Quanto ao resultado da pesquisa realizada pelo Metrô de São Paulo, uma hipótese a ser considerada é a qualidade do transporte coletivo não ter acompanhado a evolução do transporte privado. No retorno das atividades interrompidas durante a pandemia, os serviços de transporte por aplicativo demonstraram ser mais atraentes, oferecendo maior conforto e segurança a seus usuários. Com isso, os passageiros do transporte público estão gradativamente migrando para esse tipo de serviço, principalmente as motos por aplicativo. No caso de São Paulo, assim como no Rio de Janeiro, o impacto tem sido ainda maior com a presença do “Uber Coletivo”, um serviço oferecido pela Uber que utiliza veículos de maior porte, como vans e micro-ônibus, para transportar passageiros em rotas fixas ou sob demanda.
Somado a isso, a pandemia enfatizou uma tendência preexistente que contribuiu para a redução geral dos deslocamentos: a ascensão do trabalho remoto e das compras online. Embora esse acontecimento tenha diminuído o número de usuários tanto do transporte coletivo quanto o individual, o primeiro tem sido mais afetado por ele. Se essa tendência persistir, é provável que a tecnologia continue a proporcionar opções de deslocamento mais vantajosas que o transporte público, criando um ciclo vicioso que, embora traga benefícios individuais a curto prazo, agravará ainda mais a mobilidade urbana.

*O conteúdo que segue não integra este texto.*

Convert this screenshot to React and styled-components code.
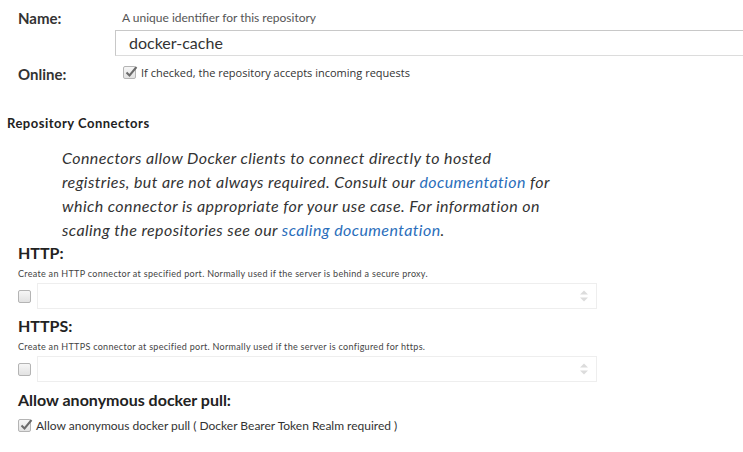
import React from "react";
import styled, { createGlobalStyle } from "styled-components";

const GlobalStyle = createGlobalStyle`
  html, body {
    margin: 0;
    padding: 0;
    background: #fff;
    overflow: hidden;
  }
  body {
    font-family: Lato, "Open Sans", sans-serif;
    color: #333;
  }
`;

const Page = styled.div`
  width: 743px;
  height: 452px;
  overflow: hidden;
  position: relative;
`;

const FieldRow = styled.div`
  display: grid;
  grid-template-columns: 115px 1fr;
  align-items: start;
  margin-top: ${(p) => p.top || 0}px;
`;

const Label = styled.div`
  padding-left: 18px;
  font-size: 15px;
  font-weight: 700;
  line-height: 18px;
  margin-top: ${(p) => p.shift || 0}px;
  color: #333;
`;

const Field = styled.div`
  display: flex;
  flex-direction: column;
`;

const Help = styled.div`
  font-size: 12px;
  line-height: 14px;
  color: #555;
  padding-left: 7px;
  margin-bottom: 5px;
`;

const TextInput = styled.div`
  height: 26px;
  box-sizing: border-box;
  border: 1px solid #c8c8c8;
  border-bottom-color: #dcdcdc;
  border-right: none;
  font-size: 16px;
  line-height: 24px;
  padding-left: 13px;
  color: #333;
`;

const CheckLine = styled.label`
  display: flex;
  align-items: center;
  gap: ${(p) => p.gap || 5}px;
  padding-left: ${(p) => p.indent || 0}px;
  margin-top: ${(p) => p.top || 0}px;
  font-family: ${(p) => (p.alt ? '"Open Sans", sans-serif' : "Lato, sans-serif")};
  font-size: ${(p) => p.size || 11}px;
  color: #333;
`;

const Box = styled.span`
  width: 13px;
  height: 13px;
  box-sizing: border-box;
  border: 1px solid #b4b4b4;
  border-radius: 2px;
  background: linear-gradient(#f6f6f6, #e2e2e2);
  display: inline-flex;
  flex-shrink: 0;
  position: relative;
  svg {
    position: absolute;
    left: 0;
    top: -3px;
  }
`;

const Check = ({ checked }) => (
  <Box>
    {checked && (
      <svg width="15" height="15" viewBox="0 0 15 15">
        <path d="M2.5 8.5 L5.5 11.5 L12.5 3" fill="none" stroke="#6b6b6b" strokeWidth="2" />
      </svg>
    )}
  </Box>
);

const SectionTitle = styled.div`
  margin: 32px 0 0 7px;
  font-size: 13px;
  font-weight: 700;
  line-height: 16px;
  letter-spacing: 0.5px;
  color: #222;
`;

const Intro = styled.p`
  margin: 15px 0 0 62px;
  width: 520px;
  font-size: 16px;
  font-style: italic;
  line-height: 24px;
  letter-spacing: 0.42px;
  white-space: nowrap;
  color: #333;
  a {
    color: #2a6ebb;
    text-decoration: none;
  }
`;

const Heading = styled.div`
  margin: ${(p) => p.top || 0}px 0 0 18px;
  font-size: 16px;
  font-weight: 700;
  line-height: 20px;
  color: #222;
`;

const Small = styled.div`
  margin: 5px 0 0 18px;
  font-size: 9px;
  line-height: 11px;
  letter-spacing: 0.3px;
  color: #444;
`;

const PortRow = styled.div`
  display: flex;
  align-items: center;
  gap: 6px;
  margin: 4px 0 0 18px;
`;

const PortInput = styled.div`
  width: 560px;
  height: 26px;
  box-sizing: border-box;
  border: 1px solid #eeeeee;
  display: flex;
  justify-content: flex-end;
  align-items: center;
  padding-right: 7px;
`;

const Spinner = () => (
  <svg width="10" height="14" viewBox="0 0 10 14">
    <path d="M1 5.5 L5 1.5 L9 5.5 Z" fill="#dcdcdc" />
    <path d="M1 8.5 L5 12.5 L9 8.5 Z" fill="#dcdcdc" />
  </svg>
);

const Port = ({ title, help, top }) => (
  <>
    <Heading top={top}>{title}</Heading>
    <Small>{help}</Small>
    <PortRow>
      <Check />
      <PortInput>
        <Spinner />
      </PortInput>
    </PortRow>
  </>
);

export default function App() {
  return (
    <Page>
      <GlobalStyle />
      <FieldRow top={11}>
        <Label shift={-2}>Name:</Label>
        <Field>
          <Help>A unique identifier for this repository</Help>
          <TextInput>docker-cache</TextInput>
        </Field>
      </FieldRow>
      <FieldRow top={9}>
        <Label shift={0}>Online:</Label>
        <CheckLine alt indent={8} gap={5} size={11}>
          <Check checked />
          If checked, the repository accepts incoming requests
        </CheckLine>
      </FieldRow>

      <SectionTitle>Repository Connectors</SectionTitle>
      <Intro>
        Connectors allow Docker clients to connect directly to hosted
        <br />
        registries, but are not always required. Consult our{" "}
        <a href="#">documentation</a> for
        <br />
        which connector is appropriate for your use case. For information on
        <br />
        scaling the repositories see our <a href="#">scaling documentation</a>.
      </Intro>

      <Port
        top={1}
        title="HTTP:"
        help="Create an HTTP connector at specified port. Normally used if the server is behind a secure proxy."
      />
      <Port
        top={7}
        title="HTTPS:"
        help="Create an HTTPS connector at specified port. Normally used if the server is configured for https."
      />

      <Heading top={8}>Allow anonymous docker pull:</Heading>
      <CheckLine indent={18} gap={5} size={12} top={8}>
        <Check checked />
        Allow anonymous docker pull ( Docker Bearer Token Realm required )
      </CheckLine>
    </Page>
  );
}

Portanto, a solução para os problemas de mobilidade urbana no Brasil não reside apenas em melhorias na infraestrutura viária. É preciso que o poder público exerça um planejamento integrado, em que a mobilidade seja concebida de forma mais articulada aos outros componentes da estrutura urbana. Além disso, me parece urgente agregar tecnologia e inovação aos serviços de transporte coletivo, oferecendo soluções inteligentes que possam torná-lo mais atrativo e eficiente. Somente assim poderemos enfrentar os desafios da mobilidade urbana contemporânea e garantir um futuro mais promissor e sustentável para nossas cidades.